A practical example: Brazil over 1.5 team cards at 1.72 implies 58.1%. If Brazil’s qualifying profile, opponent transition threat, knockout stakes, and strict referee push your model to 64%, the fair odds are 1.56. That is a playable edge. If your model is only 57%, it is a pass.
Frequently Asked Questions
Who gets most cards?
Brazil, Uruguay, Colombia, Paraguay, and Bosnia & Herzegovina are the strongest pre-tournament candidates based on qualifying yellow-card data and playing style.
Will 2026 break card records?
The yellow-card record is very likely to be challenged because World Cup 2026 has 104 matches instead of 64. Red-card records are harder to predict because send-offs are rarer and more referee-dependent.
Are South American teams risky?
Yes. CONMEBOL qualifying is physical, emotional, and transition-heavy, which tends to create tactical fouls and dissent cards.
Which teams are low-card?
Spain, Japan, and Germany usually profile as lower-card teams because they are more possession-dominant and structurally disciplined, though match state and referee choice can change that.
What is over 4.5 cards?
Over 4.5 cards wins if the match produces at least five cards, depending on the bookmaker’s settlement rules for yellows, second yellows, and reds.

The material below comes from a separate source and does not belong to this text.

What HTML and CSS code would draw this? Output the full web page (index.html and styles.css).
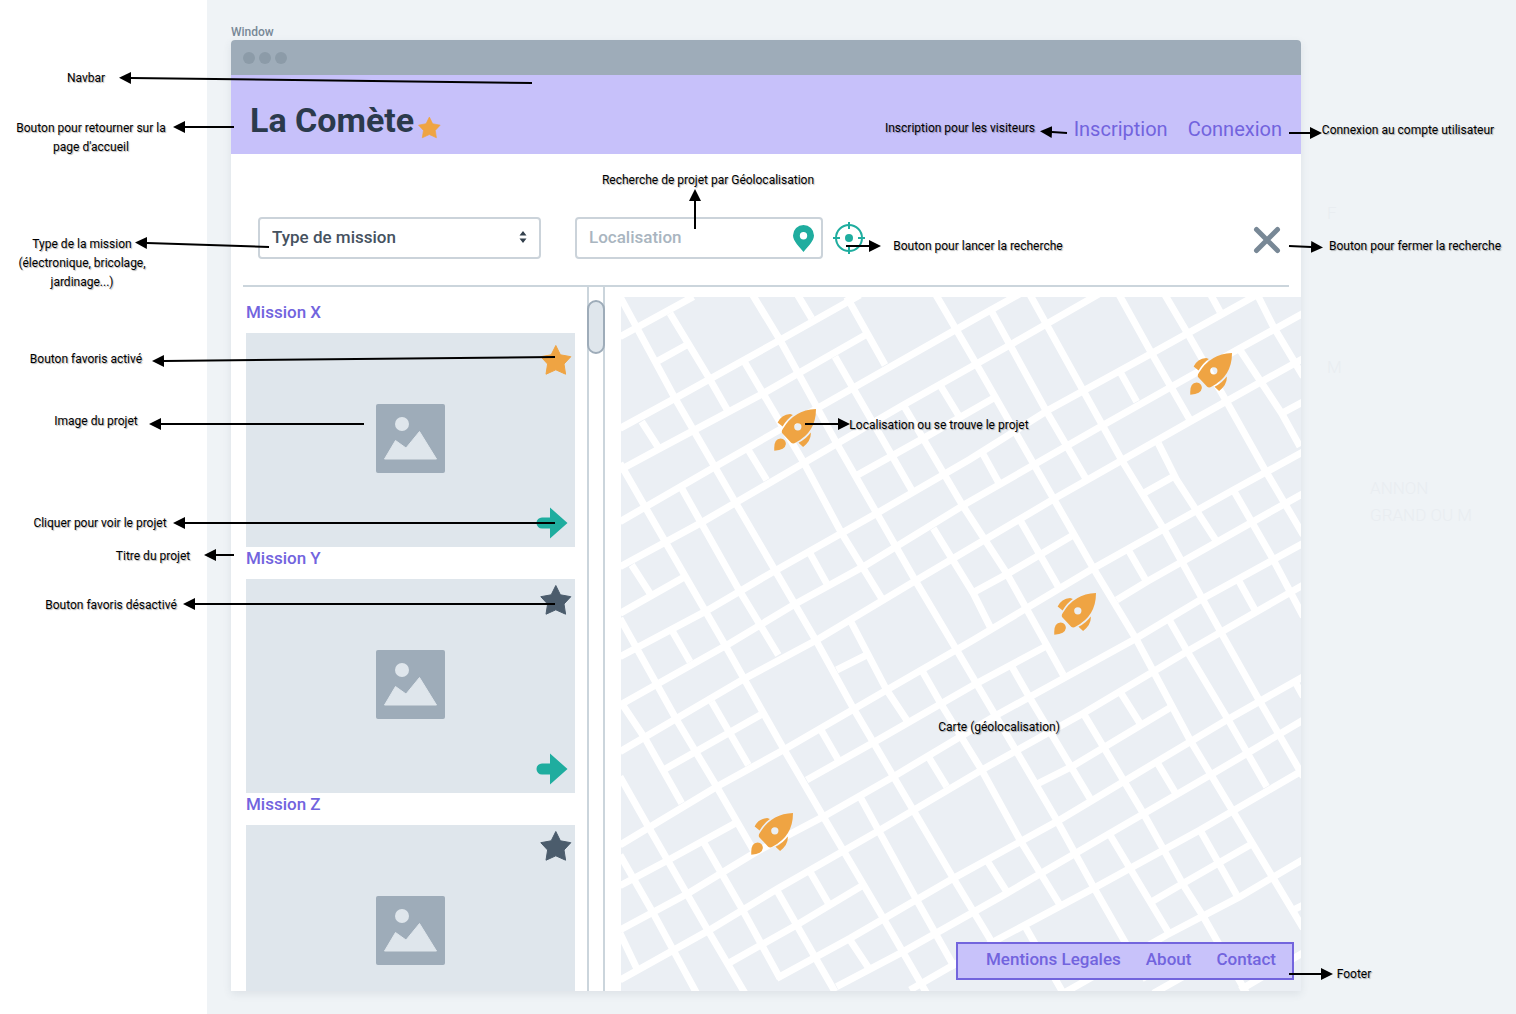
FILE: index.html
```html
<!DOCTYPE html>
<html lang="fr">
<head>
<meta charset="utf-8">
<title>La Comète – Recherche de missions</title>
<link rel="stylesheet" href="styles.css">
</head>
<body>
<svg class="defs" aria-hidden="true">
  <symbol id="star" viewBox="0 0 32 32"><path d="M15.8 1.5 20.4 10.8 30.8 12.7 24 20 25.6 30.2 15.8 25.8 6 30.2 7.6 20 .8 12.7 11.2 10.8Z" fill="currentColor" stroke="currentColor" stroke-linejoin="round"/></symbol>
  <symbol id="picture" viewBox="0 0 69 69"><rect width="69" height="69" rx="2" fill="#9eacb9"/><circle cx="26" cy="20" r="7" fill="#dfe6ec"/><path d="M8.500 55 19.500 36.500 30 44 43.500 27.500 60.500 55Z" fill="#dfe6ec" stroke="#dfe6ec" stroke-linejoin="round"/></symbol>
  <symbol id="go" viewBox="0 0 32 32"><path d="M14 .5 31.500 16 14 31.500V21.500H6a5.500 5.500 0 0 1 0-11h8Z" fill="currentColor"/></symbol>
  <symbol id="rocket" viewBox="0 0 127 127"><path fill="#efa443" fill-rule="evenodd" d="M127 0Q60 3 27 60Q21 68 25 73L52 102Q58 107 66 101Q127 70 127 0ZM72 43a11 11 0 1 1 0 22a11 11 0 1 1 0-22ZM11 41Q22 17 49 15L57 18Q38 31 26 53ZM111 71Q114 95 88 115L74 102Q98 90 111 71ZM1 126Q-2 90 20 89Q36 91 36 106Q34 124 1 126Z"/></symbol>
</svg>

<div class="board">
  <p class="window-label">Window</p>
  <main class="window">
    <div class="titlebar"><i></i><i></i><i></i></div>

    <header class="navbar">
      <a class="brand" href="#">La Comète<svg><use href="#star"/></svg></a>
      <nav class="account">
        <a href="#">Inscription</a>
        <a href="#">Connexion</a>
      </nav>
    </header>

    <form class="search">
      <div class="field type">
        <select aria-label="Type de mission"><option>Type de mission</option></select>
        <svg class="caret" viewBox="0 0 8 12"><path d="M4 0 7.500 4.500h-7ZM4 12 .5 7.500h7Z" fill="#33404d"/></svg>
      </div>
      <div class="field place">
        <input type="text" placeholder="Localisation" aria-label="Localisation">
        <svg class="pin" viewBox="0 0 21 27"><path fill="#1fad9f" fill-rule="evenodd" d="M10.500 0A10.500 10.500 0 0 1 21 10.500C21 16 14.500 22 10.500 27 6.500 22 0 16 0 10.500A10.500 10.500 0 0 1 10.500 0Zm0 7a3.700 3.700 0 1 0 0 7.400a3.700 3.700 0 0 0 0-7.400Z"/></svg>
      </div>
      <button class="locate" type="submit" aria-label="Lancer la recherche">
        <svg viewBox="0 0 32 32" fill="none" stroke="#1fad9f" stroke-width="2"><circle cx="16" cy="16" r="13"/><circle cx="16" cy="16" r="4" fill="#1fad9f" stroke="none"/><path d="M16 0v7M16 25v7M0 16h7M25 16h7"/></svg>
      </button>
      <button class="close" type="reset" aria-label="Fermer la recherche">
        <svg viewBox="0 0 32 32" fill="none" stroke="#788896" stroke-width="5" stroke-linecap="round"><path d="M5.500 5.500 26.500 26.500M26.500 5.500 5.500 26.500"/></svg>
      </button>
    </form>

    <div class="content">
      <section class="missions">
        <article>
          <h2>Mission X</h2>
          <div class="card lead">
            <svg class="picture"><use href="#picture"/></svg>
            <button class="fav on" aria-label="Retirer des favoris"><svg><use href="#star"/></svg></button>
            <button class="go" aria-label="Voir le projet"><svg><use href="#go"/></svg></button>
          </div>
        </article>
        <article>
          <h2>Mission Y</h2>
          <div class="card">
            <svg class="picture"><use href="#picture"/></svg>
            <button class="fav" aria-label="Ajouter aux favoris"><svg><use href="#star"/></svg></button>
            <button class="go" aria-label="Voir le projet"><svg><use href="#go"/></svg></button>
          </div>
        </article>
        <article>
          <h2>Mission Z</h2>
          <div class="card">
            <svg class="picture"><use href="#picture"/></svg>
            <button class="fav" aria-label="Ajouter aux favoris"><svg><use href="#star"/></svg></button>
            <button class="go" aria-label="Voir le projet"><svg><use href="#go"/></svg></button>
          </div>
        </article>
      </section>
      <div class="track"><div class="thumb"></div></div>
      <section class="map" aria-label="Carte">
        <svg class="streets" viewBox="3 21 2040 2082" preserveAspectRatio="xMinYMin slice" fill="none" stroke="#fff" stroke-width="21">
          <!-- streets rising to the right -->
          <path d="M0 140 220 20M110 215 200 165M0 415 165 325 480 150 720 15M0 540 120 475 430 310 740 133M0 695 285 530 600 350 1050 95 1220 0M0 830 240 700 550 520 850 345 1170 165 1440 10M0 970 195 860M0 1100 255 965 460 845 770 670 1050 508 1285 360 1595 190 1910 15M705 559 910 445 1120 325M0 1245 330 1060 520 945 730 830 1040 640 1450 405 1850 180 2050 70M0 1385 375 1165 590 1050 890 870 1305 625 1710 395 2050 205"/>
          <path d="M1055 910 1160 853 1360 735M1570 610 1660 560M1985 370 2050 335M0 1665 290 1490 490 1380 800 1200 1060 1050 1420 835 1840 600 2050 485M130 1440 430 1270M650 1140 740 1095M0 1787 145 1710 345 1600M560 1470 765 1355 1070 1180 1285 1065M0 1920 205 1810 410 1685 610 1580 820 1460 1130 1275 1540 1050 1740 930 2050 760M1490 930 1580 875 1890 700 2050 610M0 2070 260 1925 475 1795 780 1620 1085 1440 1390 1270 1700 1085 2050 885"/>
          <path d="M325 2020 530 1905 730 1785M470 2065 690 1945 1000 1765 1310 1595 1510 1475 1820 1290 2050 1160M1255 1480 1355 1430 1655 1250M650 2090 850 1985 1160 1810 1470 1630 1780 1450 2050 1290M870 2100 1130 1950 1430 1790 1740 1620 2050 1440M1595 1835 1690 1780 1890 1665M1330 2110 1640 1935 1860 1820 2050 1708M2010 1865 2050 1845M1600 2110 1760 2020M1860 2100 2050 1988"/>
          <!-- streets falling to the right -->
          <path d="M0 20 165 325 345 635 590 1055 700 1255 1000 1765 1130 1980M150 70 265 260 325 365M395 10 480 150 650 460 885 870 1010 1080 1190 1385 1310 1590 1420 1790 1580 2070M905 1140 965 1245 1085 1440 1200 1650 1320 1845M530 10 575 85M680 20 795 225M370 210 550 515 665 730 785 925M645 200 760 400 875 600M850 345 1030 650 1160 850 1280 1065 1330 1155M960 285 1015 375M945 10 1065 215 1300 625 1420 835 1550 1050 1710 1350 1960 1765 2050 1915M1115 65 1280 365 1400 570M1225 5 1505 510 1630 715 1810 1040 1920 1235 2050 1460"/>
          <path d="M1495 10 1595 190 1710 390M1635 15 1700 125 1820 335 1935 540 2050 735M1770 10 1800 65M1910 10 1960 110 2050 260M1860 180 1985 370 2040 470M1500 245 1550 335M1615 460 1670 570 1790 755M1840 600 1955 800 2050 980M1085 485 1140 585M1200 690 1315 890M1525 780 1580 875M1855 870 1905 960M1645 985 1705 1090 1825 1290 1940 1490M65 395 120 480M0 520 75 650 315 1065 490 1375 610 1580 790 1885 920 2110M385 480 440 570M185 595 360 905 475 1095M570 790 620 880M35 825 90 910M0 985 170 1290 290 1490 400 1680M155 1020 210 1115M690 990 800 1200 860 1290M940 715 1060 910 1110 1010"/>
          <path d="M5 1240 75 1345 185 1540M275 1235 385 1425M0 1460 85 1610 260 1915 375 2110M250 1655 365 1855 480 2065M0 1695 100 1870 230 2110M0 1930 50 2035M600 1315 655 1410M720 1520 890 1830 1005 2035M925 1400 980 1490M570 1745 625 1840M470 1800 590 2010 645 2105M690 1950 750 2040M1170 1120 1230 1225 1410 1525M1390 1270 1570 1570 1690 1785 1750 1880 1880 2110M1500 1205 1560 1300M1610 1415 1670 1515M1470 1635 1650 1935M1740 1620 1850 1815M1100 1710 1160 1805M2025 1175 2050 1220M1213 1905 1330 2110"/>
        </svg>
        <button class="marker m1" aria-label="Projet 1"><svg><use href="#rocket"/></svg></button>
        <button class="marker m2" aria-label="Projet 2"><svg><use href="#rocket"/></svg></button>
        <button class="marker m3" aria-label="Projet 3"><svg><use href="#rocket"/></svg></button>
        <button class="marker m4" aria-label="Projet 4"><svg><use href="#rocket"/></svg></button>
        <footer class="footer">
          <a href="#">Mentions Legales</a>
          <a href="#">About</a>
          <a href="#">Contact</a>
        </footer>
      </section>
    </div>
  </main>

  <!-- annotations over the mock-up -->
  <svg class="arrows" aria-hidden="true">
    <defs><marker id="head" markerUnits="userSpaceOnUse" markerWidth="12" markerHeight="12" refX="0" refY="6" orient="auto"><path d="M0 0 12 6 0 12Z"/></marker></defs>
    <path d="M532 83 131 78"/>
    <path d="M234 127H185"/>
    <path d="M269 247 147 243"/>
    <path d="M555 357 164 361"/>
    <path d="M364 424H161"/>
    <path d="M555 523H185"/>
    <path d="M234 555H216"/>
    <path d="M555 604H195"/>
    <path d="M695 229V201"/>
    <path d="M846 246H869"/>
    <path d="M1067 133 1052 132"/>
    <path d="M1289 133H1310"/>
    <path d="M1289 246 1311 247"/>
    <path d="M805 424H838"/>
    <path d="M1289 974H1321"/>
  </svg>
  <p class="note n-navbar">Navbar</p>
  <p class="note n-home">Bouton pour retourner sur la<br>page d'accueil</p>
  <p class="note n-type">Type de la mission<br>(électronique, bricolage,<br>jardinage...)</p>
  <p class="note n-fav-on">Bouton favoris activé</p>
  <p class="note n-image">Image du projet</p>
  <p class="note n-open">Cliquer pour voir le projet</p>
  <p class="note n-title">Titre du projet</p>
  <p class="note n-fav-off">Bouton favoris désactivé</p>
  <p class="note n-geo">Recherche de projet par Géolocalisation</p>
  <p class="note n-signup">Inscription pour les visiteurs</p>
  <p class="note n-login">Connexion au compte utilisateur</p>
  <p class="note n-run">Bouton pour lancer la recherche</p>
  <p class="note n-close">Bouton pour fermer la recherche</p>
  <p class="note n-spot">Localisation ou se trouve le projet</p>
  <p class="note n-map">Carte (géolocalisation)</p>
  <p class="note n-footer">Footer</p>

  <!-- erased notes that still show faintly -->
  <p class="erased e-1">F</p>
  <p class="erased e-2">M</p>
  <p class="erased e-3">ANNON<br>GRAND OU M</p>
</div>
</body>
</html>
```
FILE: styles.css
```css
* { box-sizing: border-box; }

body {
  margin: 0;
  background: #fff;
  color: #2b3a4c;
  font-family: Roboto, "Liberation Sans", sans-serif;
  font-weight: 500;
}

h2, p { margin: 0; font-weight: inherit; }
a { color: #7264de; text-decoration: none; }
button { padding: 0; border: 0; background: none; color: inherit; cursor: pointer; }
svg { display: block; }
.defs { position: absolute; width: 0; height: 0; }

.board {
  position: relative;
  min-height: 100vh;
  margin-left: 207px;
  padding: 24px 215px 23px 24px;
  background: #eff3f6;
}
.window-label { color: #788896; font-size: 12px; line-height: 16px; }

.window {
  display: flex;
  flex-direction: column;
  height: calc(100vh - 63px);
  min-height: 600px;
  border-radius: 4px 4px 0 0;
  background: #fff;
  box-shadow: 0 3px 8px rgba(60, 80, 100, .1);
  overflow: hidden;
}
.titlebar {
  display: flex;
  align-items: center;
  gap: 4px;
  flex: 0 0 35px;
  padding-left: 12px;
  background: #9eacb9;
}
.titlebar i { width: 12px; height: 12px; border-radius: 50%; background: #8c9ba8; }

.navbar {
  display: flex;
  justify-content: space-between;
  flex: 0 0 79px;
  padding: 24px 19px 0;
  background: #c7c1fa;
}
.brand { display: flex; gap: 4px; color: #2b3a4c; font-size: 34px; font-weight: 700; line-height: 42px; }
.brand svg { width: 23px; height: 23px; margin-top: 17px; color: #efa443; }
.account { display: flex; gap: 20px; padding-top: 18px; font-size: 20px; font-weight: 400; line-height: 24px; }

.search {
  display: flex;
  align-items: center;
  flex: none;
  margin: 0 12px;
  padding: 63px 6px 26px 15px;
  border-bottom: 2px solid #cbd5dc;
}
.field { position: relative; height: 42px; }
.type { width: 283px; margin-right: 34px; }
.place { width: 248px; margin-right: 10px; }
.field select, .field input {
  width: 100%;
  height: 100%;
  padding: 0 12px 2px;
  border: 2px solid #cbd3da;
  border-radius: 4px;
  background: #fff;
  color: #46525f;
  font: 500 17px Roboto, "Liberation Sans", sans-serif;
  appearance: none;
}
.field input::placeholder { color: #a9b5c0; opacity: 1; }
.caret { position: absolute; right: 14px; top: 14px; width: 8px; height: 12px; }
.pin { position: absolute; right: 9px; top: 8px; width: 21px; height: 27px; }
.locate, .close { width: 32px; height: 32px; }
.close { margin-left: auto; padding-top: 2px; }

.content { display: flex; flex: 1; min-height: 0; }
.missions { flex: 0 0 356px; padding: 14px 12px 0 15px; overflow: hidden; }
.missions h2 { height: 32px; color: #7264de; font-size: 17px; line-height: 22px; }
.card { display: grid; height: 214px; padding: 5px 3px 8px; background: #dfe6ec; }
.card > * { grid-area: 1 / 1; width: 32px; height: 32px; }
.card svg { width: 100%; height: 100%; }
.card .picture { place-self: center; width: 69px; height: 69px; }
.fav { place-self: start end; color: #4b5c6c; }
.fav.on { color: #efa443; }
.lead .fav { margin-top: 6px; }
.go { place-self: end; margin-right: 4px; color: #1fad9f; }

.track { flex: 0 0 18px; padding-top: 13px; border: solid #cbd5dc; border-width: 0 2px; }
.thumb { height: 54px; margin: 0 -2px; border: 2px solid #9eacb9; border-radius: 9px; background: #dfe6ec; }

.map { position: relative; flex: 1; margin: 10px 0 0 16px; background: #ebeff4; overflow: hidden; }
.streets { position: absolute; inset: 0; width: 100%; height: 100%; }
.marker { position: absolute; width: 42px; height: 42px; }
.marker svg { width: 100%; height: 100%; }
.m1 { left: 153px; top: 112px; }
.m2 { left: 569px; top: 56px; }
.m3 { left: 433px; top: 296px; }
.m4 { left: 130px; top: 516px; }

.footer {
  position: absolute;
  right: 7px;
  bottom: 11px;
  display: flex;
  justify-content: space-between;
  width: 338px;
  height: 38px;
  padding: 4px 16px 0 28px;
  border: 2px solid #7365dd;
  background: #c8c2fa;
  font-size: 17px;
  line-height: 22px;
}

/* annotation layer, shifted back over the white margin */
.arrows {
  position: absolute;
  left: -207px;
  top: 0;
  width: 1516px;
  height: 1014px;
  fill: none;
  stroke: #000;
  stroke-width: 2;
  pointer-events: none;
}
.arrows > path { marker-end: url(#head); }
.arrows marker path { fill: #000; stroke: none; }
.note {
  position: absolute;
  color: #000;
  font: 400 12px/19px Roboto, "Liberation Sans", sans-serif;
  text-align: center;
  text-shadow: 1px 1px 1px rgba(0, 0, 0, .3);
  white-space: nowrap;
  transform: translateX(-50%);
}
.n-navbar { left: -121px; top: 69px; }
.n-home { left: -116px; top: 119px; }
.n-type { left: -125px; top: 235px; }
.n-fav-on { left: -121px; top: 350px; }
.n-image { left: -111px; top: 412px; }
.n-open { left: -107px; top: 514px; }
.n-title { left: -54px; top: 547px; }
.n-fav-off { left: -96px; top: 596px; }
.n-geo { left: 501px; top: 171px; }
.n-signup { left: 753px; top: 119px; }
.n-login { left: 1201px; top: 121px; }
.n-run { left: 771px; top: 237px; }
.n-close { left: 1208px; top: 237px; }
.n-spot { left: 732px; top: 416px; }
.n-map { left: 792px; top: 718px; }
.n-footer { left: 1147px; top: 965px; }

.erased { position: absolute; color: #e9edf1; font-size: 17px; font-weight: 300; line-height: 27px; white-space: nowrap; }
.e-1 { left: 1120px; top: 200px; }
.e-2 { left: 1120px; top: 354px; }
.e-3 { left: 1163px; top: 475px; }
```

How do odds imply probability?
Divide 1 by the decimal odds. For example, 1.80 implies 55.6%, while 2.10 implies 47.6% before bookmaker margin.
Do referees matter?
Yes. Referee strictness can move a card projection significantly, so appointments should be checked before betting major stakes.
Are card bets reliable?
They are useful but volatile. Cards depend on referee interpretation, scoreline, player emotion, and game state, so staking should be conservative.